Eine große Koalition würde ihnen vorerst genügen. Seehofer spitzbübisch: „Machen Sie sich keine Sorgen um Berlin, das kriegen wir schon hin.“ Seehofers Statthalter in Berlin, Landesgruppenchef Alexander Dobrindt, hat pünktlich zur Klausur einige Thesen aufgeschrieben, die unter anderem den potenziellen Koalitionspartner SPD aufbringen könnten. Darin plädiert Dobrindt „für eine bürgerliche Wende“ in Deutschland und spricht sich dafür aus, die Revolution der 1968er-Bewegung zu überwinden. Dobrindt: „Deutschland ist ein bürgerliches Land. Die Mehrheit der Menschen in unserem Land lebt und denkt bürgerlich.
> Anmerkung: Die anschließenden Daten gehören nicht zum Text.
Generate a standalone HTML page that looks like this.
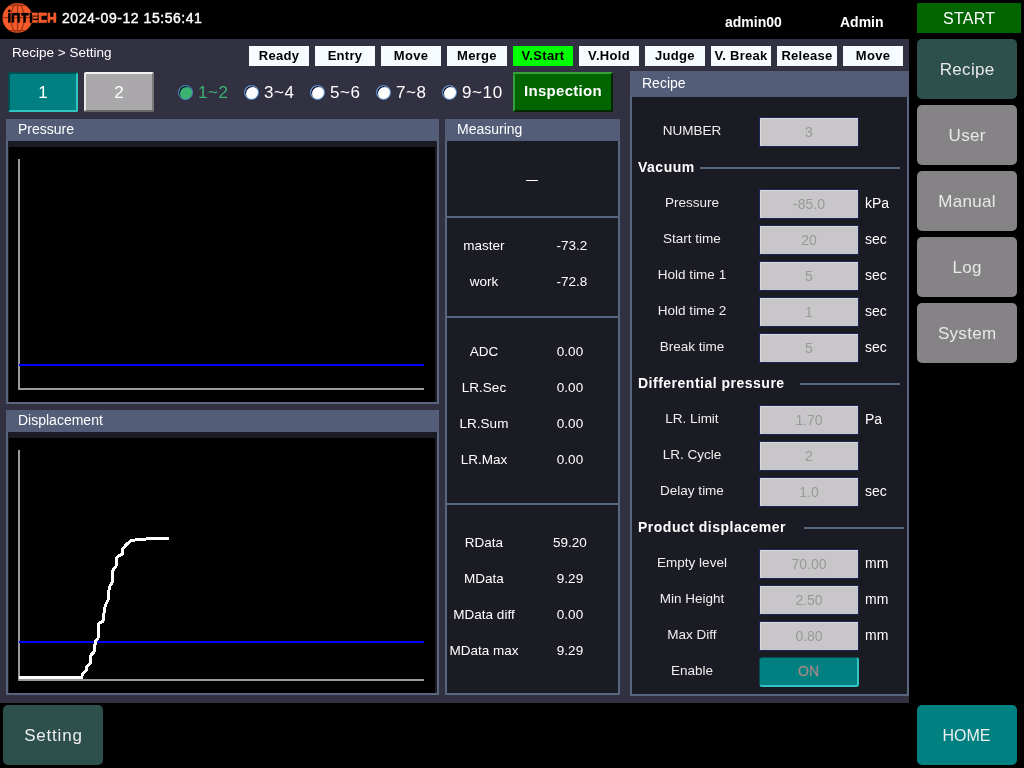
<!DOCTYPE html>
<html><head><meta charset="utf-8">
<style>
*{margin:0;padding:0;box-sizing:border-box}
html,body{width:1024px;height:768px;overflow:hidden;background:#000;font-family:"Liberation Sans",sans-serif;color:#fff;-webkit-font-smoothing:antialiased}
.a{position:absolute}
#body{left:0;top:39px;width:909px;height:664px;background:#323142}
.lbl{top:46px;width:60px;height:20px;background:#f5fbff;color:#000;font-weight:bold;font-size:13px;letter-spacing:0.3px;line-height:20px;text-align:center;white-space:nowrap}
.panel{background:#58667f}
.ph{background:#535d78;color:#fff;font-size:14px}
.pi{background:#1b1b24}
.side{left:917px;width:100px;height:60px;border-radius:5px;background:#868387;color:#e8e8e8;font-size:17px;letter-spacing:0.3px;text-indent:0.3px;text-align:center;line-height:60px;padding-top:1px}
.rad{width:15px;height:15px;border-radius:50%;border:1.5px solid #4a84c8;box-shadow:inset 1px 1px 0 #00082a;background:#fff}
.rt{font-size:17px;letter-spacing:0.6px;color:#fff;line-height:20px}
.m{font-size:13.5px;color:#fff;line-height:16px;text-align:center;width:80px}
.rl{font-size:13.5px;color:#eee;line-height:16px;text-align:center;width:120px;left:632px}
.box{left:759px;width:100px;height:30px;background:#c8c6c9;border:1px solid #16285a;box-shadow:inset 1px 1px 0 #dad8d9;color:#999;font-size:14px;line-height:28px;text-align:center}
.unit{left:865px;font-size:14px;color:#fff;line-height:16px}
.sec{left:638px;font-size:14px;font-weight:bold;letter-spacing:0.5px;color:#fff;line-height:16px}
.hl{height:2px;background:#58667f}
</style></head><body>
<div id="root" style="position:absolute;left:0;top:0;width:1024px;height:768px;will-change:transform">
<!-- header -->
<svg class="a" style="left:0;top:0" width="60" height="38" viewBox="0 0 60 38">
  <defs>
    <clipPath id="gc"><circle cx="17.5" cy="18" r="15"/></clipPath>
    <g id="lt">
      <circle cx="9.3" cy="10.9" r="1.2"/>
      <rect x="8.2" y="13.1" width="2.2" height="9.4"/>
      <path d="M11.9 22.5V14.6Q11.9 13.1 13.4 13.1H19.7V22.5H17.5V15.2H13.9V22.5Z"/>
      <rect x="21.2" y="13.1" width="7.5" height="2.2"/>
      <rect x="23.5" y="13.1" width="2.2" height="9.4"/>
      <rect x="30" y="12.9" width="2.1" height="9.7"/>
      <rect x="30" y="12.9" width="7.6" height="2.6"/>
      <rect x="30" y="16.8" width="7.6" height="1.7"/>
      <rect x="30" y="20.1" width="7.6" height="2.5"/>
      <rect x="38.9" y="12.9" width="2.3" height="9.7"/>
      <rect x="38.9" y="12.9" width="7.9" height="2.7"/>
      <rect x="38.9" y="20" width="7.9" height="2.6"/>
      <rect x="47.9" y="12.9" width="2.1" height="9.7"/>
      <rect x="53.7" y="12.9" width="2.3" height="9.7"/>
      <rect x="47.9" y="17" width="8.1" height="2.6"/>
    </g>
  </defs>
  <circle cx="17.5" cy="18" r="15" fill="#f55a2a"/>
  <g stroke="#9a3414" stroke-width="1.2" fill="none" clip-path="url(#gc)">
    <ellipse cx="17.5" cy="18" rx="6.5" ry="15"/>
    <line x1="17.5" y1="3" x2="17.5" y2="33"/>
    <line x1="2.5" y1="17.7" x2="32.5" y2="17.7"/>
    <line x1="8" y1="5.3" x2="27" y2="5.3"/>
    <line x1="8" y1="30.7" x2="27" y2="30.7"/>
  </g>
  <use href="#lt" fill="#f55a2a" stroke="#f55a2a" stroke-width="0.35"/>
  <g clip-path="url(#gc)"><use href="#lt" fill="#000" stroke="#000" stroke-width="0.35"/></g>
</svg>
<div class="a" style="left:62px;top:10px;font-size:14px;letter-spacing:0.55px;-webkit-text-stroke:0.4px #fff;line-height:16px">2024-09-12 15:56:41</div>
<div class="a" style="left:725px;top:14px;font-size:14px;font-weight:bold;line-height:16px">admin00</div>
<div class="a" style="left:840px;top:14px;font-size:14px;font-weight:bold;line-height:16px">Admin</div>
<div class="a" style="left:917px;top:3px;width:104px;height:30px;background:#006400;font-size:16px;letter-spacing:0.3px;text-indent:0.3px;line-height:30px;padding-top:1px;text-align:center">START</div>

<div id="body" class="a"></div>
<div class="a" style="left:12px;top:45px;font-size:13.5px;line-height:16px">Recipe &gt; Setting</div>
<div class="a lbl" style="left:249px">Ready</div>
<div class="a lbl" style="left:315px">Entry</div>
<div class="a lbl" style="left:381px">Move</div>
<div class="a lbl" style="left:447px">Merge</div>
<div class="a lbl" style="left:513px;background:#00ff00">V.Start</div>
<div class="a lbl" style="left:579px">V.Hold</div>
<div class="a lbl" style="left:645px">Judge</div>
<div class="a lbl" style="left:711px">V. Break</div>
<div class="a lbl" style="left:777px">Release</div>
<div class="a lbl" style="left:843px">Move</div>

<!-- tab buttons -->
<div class="a" style="left:8px;top:72px;width:70px;height:40px;background:#008080;border-top:2px solid #005050;border-left:2px solid #005050;border-right:2px solid #30c4c4;border-bottom:2px solid #30c4c4;border-radius:2px;font-size:17px;line-height:38px;text-align:center">1</div>
<div class="a" style="left:84px;top:72px;width:70px;height:40px;background:#aaa8ab;border-top:2px solid #f0f0f0;border-left:2px solid #e8e8e8;border-right:2px solid #7a7a7a;border-bottom:2px solid #6a6a6a;border-radius:2px;font-size:17px;line-height:38px;text-align:center">2</div>

<div class="a rad" style="left:178px;top:85px;background:#3cb371"></div>
<div class="a rt" style="left:198px;top:83px;color:#3cb371">1~2</div>
<div class="a rad" style="left:244px;top:85px"></div>
<div class="a rt" style="left:264px;top:83px">3~4</div>
<div class="a rad" style="left:310px;top:85px"></div>
<div class="a rt" style="left:330px;top:83px">5~6</div>
<div class="a rad" style="left:376px;top:85px"></div>
<div class="a rt" style="left:396px;top:83px">7~8</div>
<div class="a rad" style="left:442px;top:85px"></div>
<div class="a rt" style="left:462px;top:83px">9~10</div>

<div class="a" style="left:513px;top:72px;width:100px;height:40px;background:#006400;border-top:2px solid #38a038;border-left:2px solid #38a038;border-right:2px solid #002800;border-bottom:2px solid #002800;font-size:15px;font-weight:bold;letter-spacing:0.3px;line-height:34px;text-align:center">Inspection</div>

<!-- Pressure panel -->
<div class="a panel" style="left:6px;top:119px;width:433px;height:285px"></div>
<div class="a ph" style="left:6px;top:119px;width:433px;height:22px;padding-left:12px;line-height:20px">Pressure</div>
<div class="a pi" style="left:8px;top:141px;width:429px;height:261px"></div>
<div class="a" style="left:9px;top:147px;width:426px;height:255px;background:#000"></div>
<div class="a" style="left:18px;top:159px;width:2px;height:231px;background:#999"></div>
<div class="a" style="left:18px;top:388px;width:406px;height:2px;background:#999"></div>
<div class="a" style="left:19px;top:364px;width:405px;height:2px;background:#0000ff"></div>

<!-- Displacement panel -->
<div class="a panel" style="left:6px;top:410px;width:433px;height:285px"></div>
<div class="a ph" style="left:6px;top:410px;width:433px;height:22px;padding-left:12px;line-height:20px">Displacement</div>
<div class="a pi" style="left:8px;top:432px;width:429px;height:261px"></div>
<div class="a" style="left:9px;top:438px;width:426px;height:255px;background:#000"></div>
<div class="a" style="left:18px;top:450px;width:2px;height:231px;background:#999"></div>
<div class="a" style="left:18px;top:679px;width:406px;height:2px;background:#999"></div>
<div class="a" style="left:19px;top:641px;width:405px;height:2px;background:#0000ff"></div>
<svg class="a" style="left:0;top:0" width="440" height="700">
<polyline fill="none" stroke="#fff" stroke-width="3" stroke-linejoin="round" shape-rendering="crispEdges" points="19,677.5 81.5,677.5 83,673 86,671 87,666 90,664 91,655 94,652 95.5,641 98,638.5 99,623 103,621.5 104.5,609 106,604 108,600 109,590 110,586 112.5,581.5 113,570 116,566.5 116.5,558.5 118,556 122.5,554 123,548.5 126.5,544.5 131,540.5 139,539.5 153,538.5 169,538.5"/>
</svg>

<!-- Measuring panel -->
<div class="a panel" style="left:445px;top:119px;width:175px;height:576px"></div>
<div class="a ph" style="left:445px;top:119px;width:175px;height:22px;padding-left:12px;line-height:20px">Measuring</div>
<div class="a pi" style="left:447px;top:141px;width:171px;height:75px"></div>
<div class="a pi" style="left:447px;top:218px;width:171px;height:98px"></div>
<div class="a pi" style="left:447px;top:318px;width:171px;height:185px"></div>
<div class="a pi" style="left:447px;top:505px;width:171px;height:188px"></div>
<div class="a" style="left:526px;top:180px;width:12px;height:1px;background:#fff"></div>
<div class="a m" style="left:444px;top:238px">master</div><div class="a m" style="left:532px;top:238px">-73.2</div>
<div class="a m" style="left:444px;top:274px">work</div><div class="a m" style="left:532px;top:274px">-72.8</div>
<div class="a m" style="left:444px;top:344px">ADC</div><div class="a m" style="left:530px;top:344px">0.00</div>
<div class="a m" style="left:444px;top:380px">LR.Sec</div><div class="a m" style="left:530px;top:380px">0.00</div>
<div class="a m" style="left:444px;top:416px">LR.Sum</div><div class="a m" style="left:530px;top:416px">0.00</div>
<div class="a m" style="left:444px;top:452px">LR.Max</div><div class="a m" style="left:530px;top:452px">0.00</div>
<div class="a m" style="left:444px;top:535px">RData</div><div class="a m" style="left:530px;top:535px">59.20</div>
<div class="a m" style="left:444px;top:571px">MData</div><div class="a m" style="left:530px;top:571px">9.29</div>
<div class="a m" style="left:444px;top:607px">MData diff</div><div class="a m" style="left:530px;top:607px">0.00</div>
<div class="a m" style="left:444px;top:643px">MData max</div><div class="a m" style="left:530px;top:643px">9.29</div>

<!-- Recipe panel -->
<div class="a panel" style="left:630px;top:71px;width:279px;height:625px"></div>
<div class="a ph" style="left:630px;top:71px;width:279px;height:26px;padding-left:12px;line-height:24px">Recipe</div>
<div class="a pi" style="left:632px;top:97px;width:275px;height:597px"></div>

<div class="a rl" style="top:123px">NUMBER</div><div class="a box" style="top:117px">3</div>
<div class="a sec" style="top:159px">Vacuum</div><div class="a hl" style="left:700px;top:167px;width:200px"></div>
<div class="a rl" style="top:195px">Pressure</div><div class="a box" style="top:189px">-85.0</div><div class="a unit" style="top:195px">kPa</div>
<div class="a rl" style="top:231px">Start time</div><div class="a box" style="top:225px">20</div><div class="a unit" style="top:231px">sec</div>
<div class="a rl" style="top:267px">Hold time 1</div><div class="a box" style="top:261px">5</div><div class="a unit" style="top:267px">sec</div>
<div class="a rl" style="top:303px">Hold time 2</div><div class="a box" style="top:297px">1</div><div class="a unit" style="top:303px">sec</div>
<div class="a rl" style="top:339px">Break time</div><div class="a box" style="top:333px">5</div><div class="a unit" style="top:339px">sec</div>
<div class="a sec" style="top:375px">Differential pressure</div><div class="a hl" style="left:800px;top:383px;width:100px"></div>
<div class="a rl" style="top:411px">LR. Limit</div><div class="a box" style="top:405px">1.70</div><div class="a unit" style="top:411px">Pa</div>
<div class="a rl" style="top:447px">LR. Cycle</div><div class="a box" style="top:441px">2</div>
<div class="a rl" style="top:483px">Delay time</div><div class="a box" style="top:477px">1.0</div><div class="a unit" style="top:483px">sec</div>
<div class="a sec" style="top:519px">Product displacemer</div><div class="a hl" style="left:804px;top:527px;width:100px"></div>
<div class="a rl" style="top:555px">Empty level</div><div class="a box" style="top:549px">70.00</div><div class="a unit" style="top:555px">mm</div>
<div class="a rl" style="top:591px">Min Height</div><div class="a box" style="top:585px">2.50</div><div class="a unit" style="top:591px">mm</div>
<div class="a rl" style="top:627px">Max Diff</div><div class="a box" style="top:621px">0.80</div><div class="a unit" style="top:627px">mm</div>
<div class="a rl" style="top:663px">Enable</div>
<div class="a" style="left:759px;top:657px;width:100px;height:30px;background:#008080;border-top:1px solid #005050;border-left:1px solid #005050;border-right:2px solid #30c4c4;border-bottom:2px solid #30c4c4;border-radius:3px;color:#a08888;font-size:14px;-webkit-text-stroke:0.3px #a08888;line-height:27px;text-align:center">ON</div>

<!-- side buttons -->
<div class="a side" style="top:39px;background:#2d504c">Recipe</div>
<div class="a side" style="top:105px">User</div>
<div class="a side" style="top:171px">Manual</div>
<div class="a side" style="top:237px">Log</div>
<div class="a side" style="top:303px">System</div>

<div class="a" style="left:3px;top:705px;width:100px;height:60px;border-radius:5px;background:#2d504c;color:#eee;font-size:17px;letter-spacing:0.8px;text-indent:0.8px;line-height:60px;padding-top:1px;text-align:center">Setting</div>
<div class="a" style="left:917px;top:705px;width:100px;height:60px;border-radius:5px;background:#008080;color:#eee;font-size:16px;line-height:60px;padding-top:1px;padding-right:1px;text-align:center">HOME</div>
</div>
</body></html>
Es gibt keine linke Republik und keine linke Mehrheit in Deutschland.“
Die 68er seien „immer eine Elitenbewegung“ gewesen, nie Bürger-, Arbeiter- oder Volksbewegung. 50 Jahre nach 1968 werde es „Zeit für eine bürgerlich konservative Wende“. Dobrindt macht noch weiter Stimmung. „Deutschland ist nicht der Prenzlauer Berg, aber der Prenzlauer Berg bestimmt die öffentliche Debatte“, schreibt er in einem Beitrag für „Die Welt“. Von wegen: keine Sorgen in Berlin.
Seehofer und Dobrindt beteuern: „Wir wollen diese Koalition mit der SPD.“ Aber es müsse schon eine SPD sein, die sich um Sicherheit und Aufbruch des Landes kümmere, und keine SPD, die nur „Themen aus der alten sozialistischen Mottenkiste buchstabiert“. Und bitte sehr, die SPD sei eine „20-Prozent-Partei“ und könne somit kaum erwarten, 100 Prozent ihrer Ideen umzusetzen. Auch Seehofer appelliert an den Realitätssinn der Sozialdemokraten: „Dieses Projekt kann gelingen, wenn der potenzielle Koalitionspartner in der Sache nicht überzieht, was in der Lage der SPD durchaus denkbar ist.“ SPD, bitte kommen!
Das Scheitern von Jamaika wirkt bei Seehofer nach. Er sagt, er habe die 61 Seiten der gescheiterten Sondierungsgespräche von CDU, CSU, FDP und Grünen seither stets bei sich. Warum die FDP tatsächlich ausgestiegen sei, sei für ihn „bis heute ein Rätsel“. Von Rätseln hat Seehofer bis auf weiteres genug.